RuntimeError: TPU initialization failed: open(/dev/vfio/0): Device or resource busy: Device or resource busy; Couldn't open iommu group /dev/vfio/0
If you see the preceding error while debugging your pipeline on a VM, you can inspect and terminate the process that is holding up the TPU by using the following commands:
apt update ; apt install lsof
lsof -w /dev/vfio/0
kill -9 PROCESS_ID # to terminate the process.

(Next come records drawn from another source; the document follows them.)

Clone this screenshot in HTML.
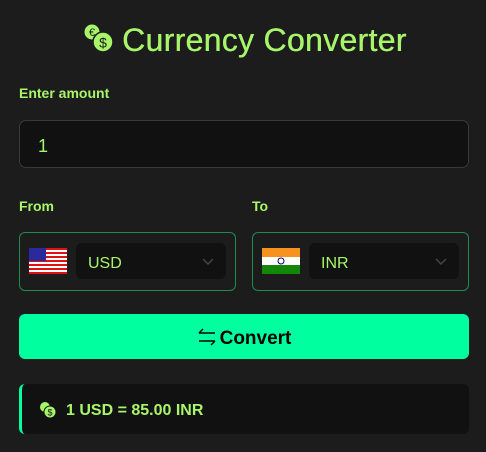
<!DOCTYPE html>
<html><head><style>
body{margin:0;background:#1c1c1c;width:486px;height:452px;overflow:hidden;font-family:"Liberation Sans",sans-serif;color:#a8f56a;position:relative}
.a{position:absolute}
h1{position:absolute;left:122px;top:20px;margin:0;font-size:32px;font-weight:normal;line-height:40px;color:#a8f56a;letter-spacing:0.3px;text-shadow:0.4px 0 0 #a8f56a}
.lbl{font-size:14px;font-weight:bold}
.inp{left:19px;top:120px;width:448px;height:46px;background:#111;border:1px solid #3a3a3a;border-radius:7px}
.sel{top:232px;width:215px;height:57px;border:1px solid #1f8a52;border-radius:6px}
.inner{top:10px;left:56px;width:150px;height:36px;background:#111;border-radius:6px;font-size:16px}
.btn{left:19px;top:314px;width:450px;height:45px;background:#00ff9f;border-radius:6px;color:#000;font-weight:bold;font-size:19px;text-align:center;line-height:50px}
.res{left:19px;top:384px;width:450px;height:50px;background:#111;border-radius:6px;border-left:3px solid #00ff9f;box-sizing:border-box}
</style></head><body>
<svg class="a" style="left:82px;top:22px" width="34" height="32" viewBox="0 0 34 32">
<circle cx="10" cy="10" r="8" fill="#a8f56a" stroke="#1c1c1c" stroke-width="1"/>
<text x="10" y="14" font-size="11" text-anchor="middle" fill="#1c1c1c" font-family="Liberation Sans">€</text>
<circle cx="21" cy="20" r="10" fill="#a8f56a" stroke="#1c1c1c" stroke-width="1.5"/>
<text x="21" y="25.5" font-size="14" text-anchor="middle" fill="#1c1c1c" font-family="Liberation Sans">$</text>
</svg>
<h1>Currency Converter</h1>
<div class="a lbl" style="left:19px;top:85px">Enter amount</div>
<div class="a inp"><span class="a" style="left:18px;top:15px;font-size:18px">1</span></div>
<div class="a lbl" style="left:19px;top:198px">From</div>
<div class="a lbl" style="left:252px;top:198px">To</div>
<div class="a sel" style="left:19px">
<svg class="a" style="left:9px;top:15px" width="38" height="26" viewBox="0 0 38 26">
<rect width="38" height="26" fill="#fff"/>
<g fill="#e01010"><rect y="0" width="38" height="2"/><rect y="4" width="38" height="2"/><rect y="8" width="38" height="2"/><rect y="12" width="38" height="2"/><rect y="16" width="38" height="2"/><rect y="20" width="38" height="2"/><rect y="24" width="38" height="2"/></g>
<rect width="17" height="13" fill="#2a2a9c"/></svg>
<div class="a inner"><span class="a" style="left:12px;top:12px">USD</span>
<svg class="a" style="left:126px;top:15px" width="12" height="8"><path d="M1 1l5 5 5-5" stroke="#444" stroke-width="1.5" fill="none"/></svg></div></div>
<div class="a sel" style="left:252px">
<svg class="a" style="left:9px;top:15px" width="38" height="26" viewBox="0 0 38 26">
<rect width="38" height="9" fill="#f7921e"/><rect y="9" width="38" height="8" fill="#fff"/><rect y="17" width="38" height="9" fill="#138808"/><circle cx="19" cy="13" r="3" fill="none" stroke="#000080"/></svg>
<div class="a inner"><span class="a" style="left:12px;top:12px">INR</span>
<svg class="a" style="left:126px;top:15px" width="12" height="8"><path d="M1 1l5 5 5-5" stroke="#444" stroke-width="1.5" fill="none"/></svg></div></div>
<div class="a btn"><svg width="20" height="20" viewBox="0 0 20 20" style="vertical-align:-3px;margin-right:3px"><path d="M2 6h16M2 6l4-4M18 14H2M18 14l-4 4" stroke="#000" stroke-width="1.4" fill="none"/></svg>Convert</div>
<div class="a res">
<svg class="a" style="left:17px;top:17px" width="18" height="18" viewBox="0 0 18 18"><circle cx="6" cy="6" r="5" fill="#a8f56a"/><circle cx="11" cy="11" r="6" fill="#a8f56a" stroke="#111"/><text x="11" y="14.5" font-size="9" text-anchor="middle" fill="#111">$</text></svg>
<span class="a" style="left:44px;top:18px;font-size:16px;font-weight:bold">1 USD = 85.00 INR</span></div>
</body></html>
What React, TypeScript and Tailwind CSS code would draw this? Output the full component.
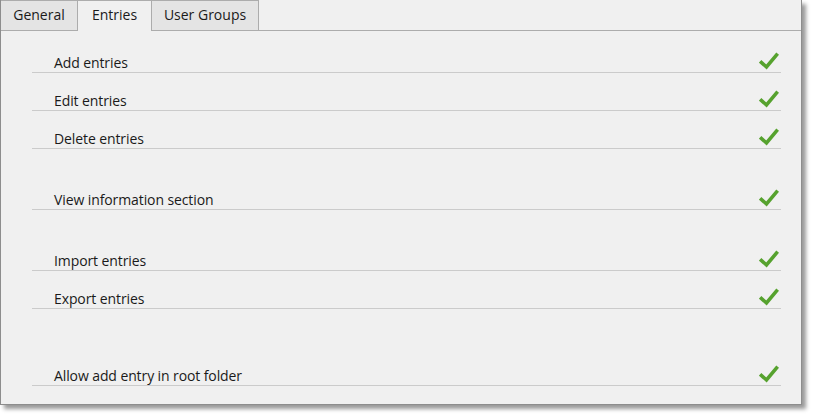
import React from 'react';

const groups: string[][] = [
  ['Add entries', 'Edit entries', 'Delete entries'],
  ['View information section'],
  ['Import entries', 'Export entries'],
  ['Allow add entry in root folder'],
];

function Check() {
  return (
    <svg width="20" height="18" viewBox="0 0 20 18" className="mb-[2px]">
      <path d="M2.5 10.5 L7.5 15 L17.5 3" fill="none" stroke="#56a22e" strokeWidth="3.6" strokeLinecap="square" />
    </svg>
  );
}

function Row({ label }: { label: string }) {
  return (
    <div className="flex h-[38px] items-end justify-between border-b border-[#cbcbcb] pl-[22px] pr-[2px]">
      <span className="pb-[1px] text-[14px] leading-[17px] tracking-[-0.1px] text-[#1a1a1a]">{label}</span>
      <Check />
    </div>
  );
}

export default function App() {
  const tabs = ['General', 'Entries', 'User Groups'];
  const widths = ['w-[76px]', 'w-[75px]', 'w-[107px]'];
  return (
    <div className="h-[415px] w-[813px] bg-white" style={{ fontFamily: '"Open Sans", "Noto Sans", sans-serif' }}>
      <div className="flex h-[405px] w-[802px] flex-col border-x border-b border-[#8d8d8d] bg-[#f0f0f0] shadow-[4px_4px_4px_rgba(0,0,0,0.4)]">
        <div className="flex h-[31px] border-b border-[#acacac]">
          {tabs.map((t, i) => (
            <div
              key={t}
              className={
                i === 1
                  ? `${widths[i]} -mb-px flex h-[31px] items-center justify-center border-x border-t border-[#acacac] bg-[#f0f0f0] pb-[4px] text-[14px] text-[#1a1a1a]`
                  : `${widths[i]} flex h-[30px] items-center justify-center border-t border-[#acacac] bg-[#e4e4e4] pb-[3px] text-[14px] text-[#1a1a1a] ${i === 2 ? 'border-r' : ''}`
              }
            >
              {t}
            </div>
          ))}
        </div>
        <div className="flex flex-col pl-[31px] pr-[20px] pt-[4px]">
          {groups.map((g, gi) => (
            <div key={gi} className={gi === 0 ? '' : gi === 3 ? 'mt-[39px]' : 'mt-[23px]'}>
              {g.map((l) => (
                <Row key={l} label={l} />
              ))}
            </div>
          ))}
        </div>
      </div>
    </div>
  );
}
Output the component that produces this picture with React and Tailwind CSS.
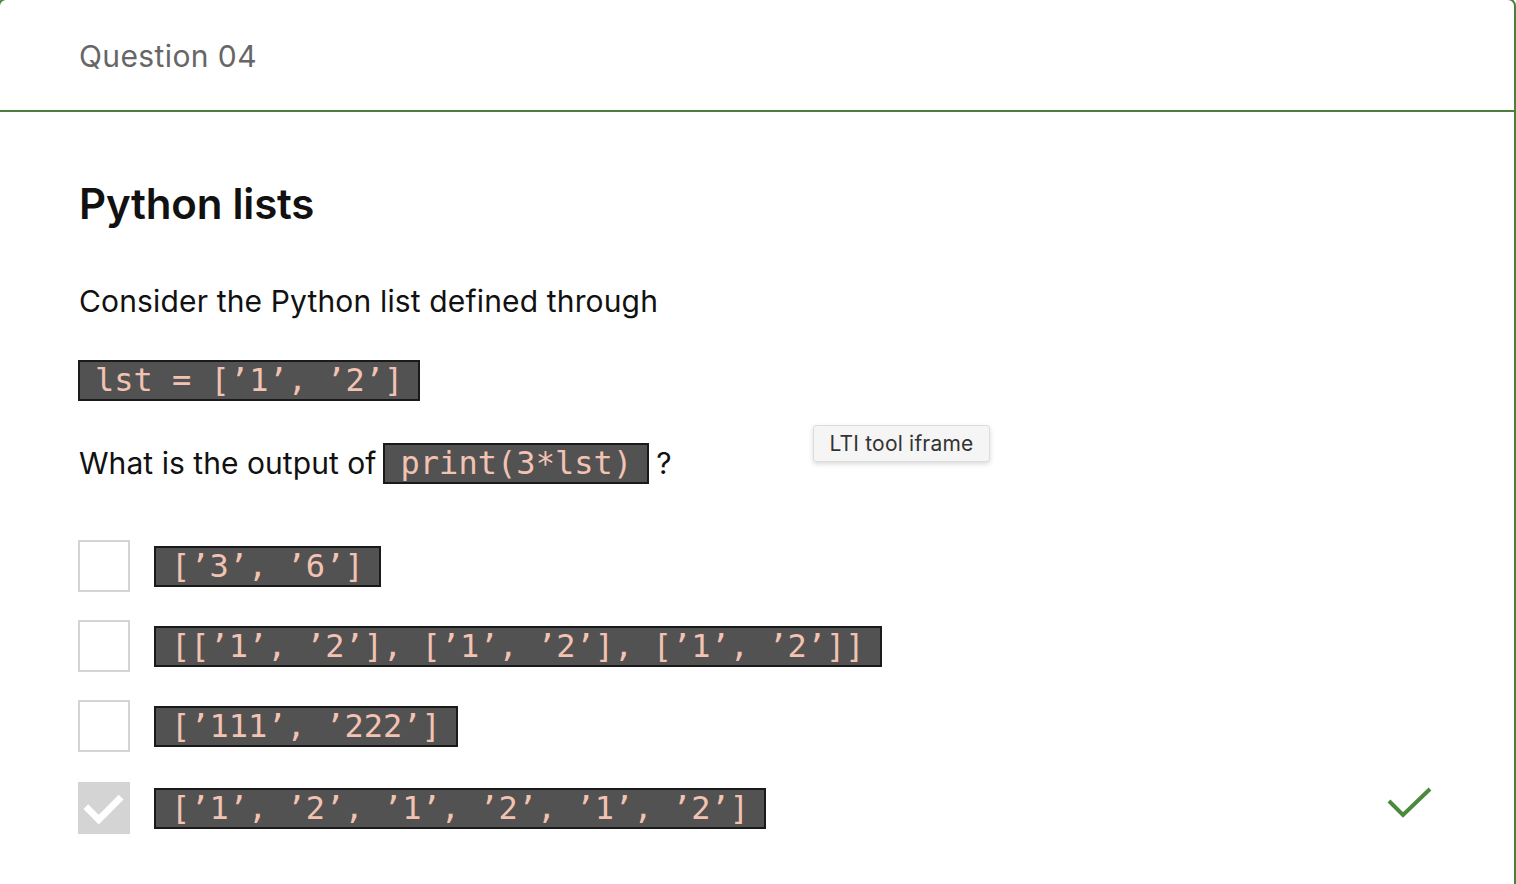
export default function App() {
  const code =
    "inline-block bg-[#525252] border-2 border-[#1a1a1a] text-[#f2c3b3] text-[32px] leading-[37px] px-[15px] whitespace-pre";
  const mono = { fontFamily: '"DejaVu Sans Mono", monospace' };
  const options = [
    { text: "['3', '6']", checked: false },
    { text: "[['1', '2'], ['1', '2'], ['1', '2']]", checked: false },
    { text: "['111', '222']", checked: false },
    { text: "['1', '2', '1', '2', '1', '2']", checked: true },
  ];
  const q = (s) => s.replace(/'/g, "\u2019");
  return (
    <div className="w-[1516px] h-[884px] overflow-hidden bg-white" style={{ fontFamily: 'Inter, "Noto Sans", sans-serif' }}>
      <div className="relative -mt-[2px] -ml-[2px] w-[1518px] h-[1000px] border-2 border-[#4b7f3b] rounded-t-[8px]">
        <div className="h-[112px] border-b-2 border-[#4b7f3b] pl-[79px] flex items-center">
          <span className="text-[30px] text-[#666666] tracking-[0.4px] mt-[2px]">Question 04</span>
        </div>
        <div className="pl-[79px] pr-[80px] flex flex-col">
          <h1 className="mt-[67px] text-[42px] font-semibold text-[#111111] leading-[50px] tracking-[-0.2px]">Python lists</h1>
          <p className="mt-[52px] text-[30px] text-[#111111] leading-[40px] tracking-[0.15px]">Consider the Python list defined through</p>
          <div className="mt-[39px] -ml-[1px]">
            <span className={code} style={mono}>{q("lst = ['1', '2']")}</span>
          </div>
          <div className="mt-[40px] flex items-center text-[30px] text-[#111111] tracking-[0.05px]">
            <span>What is the output of</span>
            <span className={code + " ml-[7px]"} style={mono}>print(3*lst)</span>
            <span className="ml-[7px]">?</span>
          </div>
          <div className="mt-[54px] -ml-[1px] flex flex-col gap-[28px]">
            {options.map((o, i) => (
              <div key={i} className={"flex items-center h-[52px] relative" + (o.checked ? " mt-[2px]" : "")}>
                {o.checked ? (
                  <div className="w-[52px] h-[52px] bg-[#d4d4d4] flex items-center justify-center">
                    <svg width="42" height="42" viewBox="0 0 40 40">
                      <path d="M5 21 L15 31 L34 12" fill="none" stroke="white" strokeWidth="6.5" strokeLinecap="square" />
                    </svg>
                  </div>
                ) : (
                  <div className="w-[52px] h-[52px] border-2 border-[#d4d4d4] bg-white" />
                )}
                <span className={code + " ml-[24px]"} style={mono}>{q(o.text)}</span>
                {o.checked && (
                  <svg className="absolute left-[1309px] top-[5px]" width="46" height="34" viewBox="0 0 46 34">
                    <path d="M2 14 L16 28 L43 2" fill="none" stroke="#4b8a3c" strokeWidth="4" />
                  </svg>
                )}
              </div>
            ))}
          </div>
        </div>
        <div className="absolute left-[813px] top-[425px] h-[37px] w-[177px] flex items-center justify-center bg-[#f5f5f5] border border-[#dddddd] rounded-[3px] shadow-[0_2px_5px_rgba(0,0,0,0.15)] text-[21px] text-[#333333] tracking-[0.2px]">
          LTI tool iframe
        </div>
      </div>
    </div>
  );
}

Instances with guest accelerators do not support live migration
If you see the following error, the pipeline was likely launched with an
explicitly-set machine type that has accelerators, but didn't specify
accelerator configuration correctly. Verify that your pipeline invocation sets
the worker_accelerator
Dataflow service option, and make sure
the option name doesn't contain typos.
JOB_MESSAGE_ERROR: Startup of the worker pool in zone ZONE failed to bring up any of the desired 1 workers. [...] UNSUPPORTED_OPERATION: Instance INSTANCE_ID creation failed: Instances with guest accelerators do not support live migration.
The workflow was automatically rejected by the service
The following errors might also appear if some of the required pipeline options are missing or incorrect:
The workflow was automatically rejected by the service. The requested accelerator type tpu-v5-lite-podslice;topology:1x1 requires setting the worker machine type to ct5lp-hightpu-1t. Learn more at: https://cloud.google.com/dataflow/docs/guides/configure-worker-vm
Timed out waiting for an update from the worker
If you launch pipelines on TPU VMs with a lot of vCPU and don't reduce the default number of worker threads, the job might encounter errors like the following:
Workflow failed. Causes WORK_ITEM failed. The job failed because a work item has failed 4 times. Root cause: Timed out waiting for an update from the worker.
To avoid this error, reduce the number of threads. For example, you could set:
--number_of_worker_harness_threads=50
.
No TPU usage
If your pipeline runs successfully but TPU devices aren't used or aren't accessible, verify that the frameworks you are using, such as JAX or PyTorch, can access the attached devices. To troubleshoot your container image on a single VM, see Debug with a standalone VM.